MATERIAL PROVIDED:
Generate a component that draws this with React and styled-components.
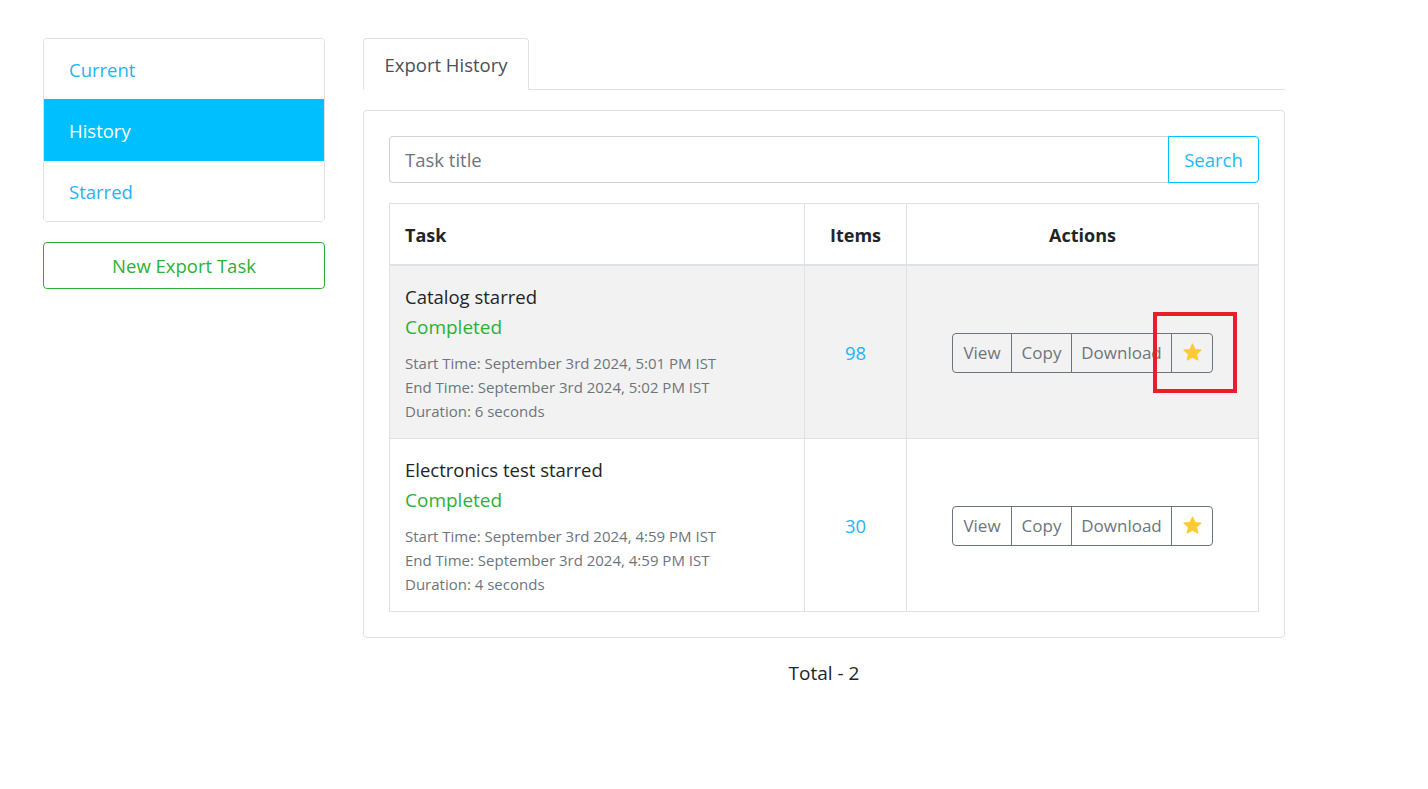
import React from "react";
import styled, { createGlobalStyle } from "styled-components";

const GlobalStyle = createGlobalStyle`
  * { box-sizing: border-box; }
  body {
    margin: 0;
    background: #fff;
    font-family: "Open Sans", "Noto Sans", sans-serif;
    color: #212529;
  }
`;

const FONT = 18.5;

const Page = styled.div`
  display: flex;
  align-items: flex-start;
  gap: 38px;
  padding: 38px 0 0 43px;
`;

const Sidebar = styled.aside`
  width: 282px;
  display: flex;
  flex-direction: column;
  gap: 20px;
`;

const NavList = styled.div`
  border: 1px solid #dee2e6;
  border-radius: 4px;
  overflow: hidden;
`;

const NavItem = styled.div`
  height: ${(p) => p.$h}px;
  display: flex;
  align-items: center;
  padding: 0 25px;
  font-size: ${FONT}px;
  color: ${(p) => (p.$active ? "#fff" : "#27b2f3")};
  background: ${(p) => (p.$active ? "#00bfff" : "#fff")};
`;

const OutlineGreen = styled.button`
  height: 47px;
  width: 100%;
  border: 1px solid #2cb135;
  border-radius: 4px;
  background: #fff;
  color: #2cb135;
  font-family: inherit;
  font-size: ${FONT}px;
`;

const Main = styled.main`
  width: 922px;
  display: flex;
  flex-direction: column;
`;

const TabBar = styled.div`
  display: flex;
  border-bottom: 1px solid #dee2e6;
`;

const Tab = styled.div`
  height: 52px;
  margin-bottom: -1px;
  padding: 0 20px 0 20.5px;
  display: flex;
  align-items: center;
  border: 1px solid #dee2e6;
  border-bottom-color: #fff;
  border-radius: 4px 4px 0 0;
  font-size: ${FONT}px;
  color: #495057;
  background: #fff;
`;

const Card = styled.section`
  margin-top: 20px;
  border: 1px solid #dee2e6;
  border-radius: 4px;
  padding: 25px;
`;

const SearchRow = styled.div`
  display: flex;
  height: 47px;
`;

const SearchInput = styled.input`
  flex: 1;
  min-width: 0;
  border: 1px solid #ced4da;
  border-right: none;
  border-radius: 4px 0 0 4px;
  padding: 0 15px;
  font-family: inherit;
  font-size: ${FONT}px;
  color: #495057;
  outline: none;
  &::placeholder { color: #6c757d; }
`;

const SearchButton = styled.button`
  width: 91px;
  border: 1px solid #00bfff;
  border-radius: 0 4px 4px 0;
  background: #fff;
  color: #1fb8f6;
  font-family: inherit;
  font-size: ${FONT}px;
`;

const Table = styled.table`
  margin-top: 20px;
  width: 100%;
  border-collapse: collapse;
  table-layout: fixed;
`;

const Th = styled.th`
  height: 61px;
  padding: 2px 15px 0;
  border: 1px solid #dee2e6;
  border-bottom: 2px solid #dee2e6;
  font-size: 18px;
  font-weight: 700;
  color: #212529;
  text-align: ${(p) => p.$align || "left"};
`;

const Row = styled.tr`
  background: ${(p) => (p.$striped ? "#f2f2f2" : "#fff")};
`;

const Td = styled.td`
  border: 1px solid #dee2e6;
  padding: 17px 15px 15px;
  vertical-align: middle;
  text-align: ${(p) => p.$align || "left"};
`;

const Title = styled.div`
  font-size: ${FONT}px;
  line-height: 27px;
  color: #212529;
`;

const Status = styled.div`
  font-size: 19px;
  line-height: 34px;
  color: #2cb135;
`;

const Meta = styled.div`
  margin-top: 7px;
  font-size: 15px;
  line-height: 24px;
  color: #6c757d;
`;

const Count = styled.span`
  font-size: ${FONT}px;
  color: #27b2f3;
`;

const ButtonGroup = styled.div`
  position: relative;
  display: inline-flex;
  vertical-align: middle;
  height: 40px;
  border: 1px solid #6c757d;
  border-radius: 4px;
`;

const GroupButton = styled.button`
  display: flex;
  align-items: center;
  justify-content: center;
  width: ${(p) => p.$w}px;
  height: 100%;
  padding: 0;
  border: none;
  border-left: ${(p) => (p.$first ? "none" : "1px solid #6c757d")};
  background: transparent;
  color: #6c757d;
  font-family: inherit;
  font-size: 17px;
`;

const Highlight = styled.div`
  position: absolute;
  left: 200px;
  top: -22px;
  width: 84px;
  height: 81px;
  border: 4px solid #e81f2a;
  pointer-events: none;
`;

const Total = styled.div`
  margin-top: 22px;
  text-align: center;
  font-size: 19px;
  line-height: 27px;
  color: #212529;
`;

const Star = () => (
  <svg width="21" height="21" viewBox="0 0 24 24">
    <path
      d="M12 2.2l2.9 6.3 6.9.7-5.2 4.6 1.5 6.8L12 17.1l-6.1 3.5 1.5-6.8L2.2 9.2l6.9-.7z"
      fill="#fdcb2e"
      stroke="#fdcb2e"
      strokeWidth="1.2"
      strokeLinejoin="round"
    />
  </svg>
);

const tasks = [
  {
    title: "Catalog starred",
    items: 98,
    start: "September 3rd 2024, 5:01 PM IST",
    end: "September 3rd 2024, 5:02 PM IST",
    duration: "6 seconds",
    highlight: true,
  },
  {
    title: "Electronics test starred",
    items: 30,
    start: "September 3rd 2024, 4:59 PM IST",
    end: "September 3rd 2024, 4:59 PM IST",
    duration: "4 seconds",
  },
];

export default function App() {
  return (
    <>
      <GlobalStyle />
      <Page>
        <Sidebar>
          <NavList>
            <NavItem $h={60}>Current</NavItem>
            <NavItem $h={62} $active>History</NavItem>
            <NavItem $h={60}>Starred</NavItem>
          </NavList>
          <OutlineGreen>New Export Task</OutlineGreen>
        </Sidebar>
        <Main>
          <TabBar>
            <Tab>Export History</Tab>
          </TabBar>
          <Card>
            <SearchRow>
              <SearchInput placeholder="Task title" />
              <SearchButton>Search</SearchButton>
            </SearchRow>
            <Table>
              <colgroup>
                <col style={{ width: 415 }} />
                <col style={{ width: 102 }} />
                <col />
              </colgroup>
              <thead>
                <tr>
                  <Th>Task</Th>
                  <Th $align="center">Items</Th>
                  <Th $align="center">Actions</Th>
                </tr>
              </thead>
              <tbody>
                {tasks.map((t, i) => (
                  <Row key={t.title} $striped={i % 2 === 0}>
                    <Td>
                      <Title>{t.title}</Title>
                      <Status>Completed</Status>
                      <Meta>
                        <div>Start Time: {t.start}</div>
                        <div>End Time: {t.end}</div>
                        <div>Duration: {t.duration}</div>
                      </Meta>
                    </Td>
                    <Td $align="center">
                      <Count>{t.items}</Count>
                    </Td>
                    <Td $align="center">
                      <ButtonGroup>
                        <GroupButton $first $w={58}>View</GroupButton>
                        <GroupButton $w={60}>Copy</GroupButton>
                        <GroupButton $w={100}>Download</GroupButton>
                        <GroupButton $w={41}>
                          <Star />
                        </GroupButton>
                        {t.highlight && <Highlight />}
                      </ButtonGroup>
                    </Td>
                  </Row>
                ))}
              </tbody>
            </Table>
          </Card>
          <Total>Total - 2</Total>
        </Main>
      </Page>
    </>
  );
}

DESCRIPTION OF THE TASK: Lines containing the word "React" are to be counted in the listing; state their number alone.

FULL SOLUTION: 2